As pointed out analysis of motion of a projectile in vacuum is trivial. Analysis in a velocity-dependent viscose media is somewhat non-challenging as well. The author has pushed the boundaries of the latter revealing the unknown envelope related facts [9]. Cited references addressing the numeric solutions include sections solving the same analytic equation of motion numerically by crafting a fourth order Runge-Kutta numeric algorithm. Crafting such codes during investigation de-focuses the objectives. Noting commonly used Computer Algebra Systems (CAS) embody built in algorithms assisting to solving differential equations; with no need to re-inventing the wheels. Consequently, helping to stay focused on the objectives.

Henceforth, we lay the foundation of our work on numeric approach assisting to stay focus conducive information that comparatively are not reported in the literature. Our work includes Mathematica codes for generating the numeric solutions for equations of motions for three cases: non-resistive, linear-velocity and velocity-squared viscose medias. The solutions are graphically compared assisting quantifying the impact of the modeled resistive forces. Utilizing the solutions, we calculate the arc-lengths of the trajectories. Ultimately empowering to identifying the angles maximizing them.
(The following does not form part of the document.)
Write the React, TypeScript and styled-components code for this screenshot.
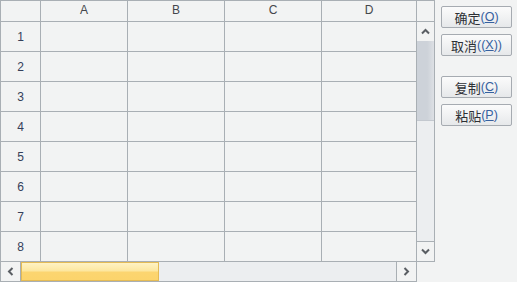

Auxiliary information such as flight times etc. are calculated as well.

One last word before presenting our work—it is gratifying to show that our current numeric-based computation leading to the angle of interest for non-viscose media matches exactly the one reported twenty-one years ago that was derived analytically [6].

Our current work is composed of three sections. In addition to Sect. 1, Introduction, Motion and Goals, Sect. 2 embodies analytic equations of motions and their associated Mathematica codes conducive to their solutions. The trajectories and arc-lengths graphically are depicted yielding to the interested quantities.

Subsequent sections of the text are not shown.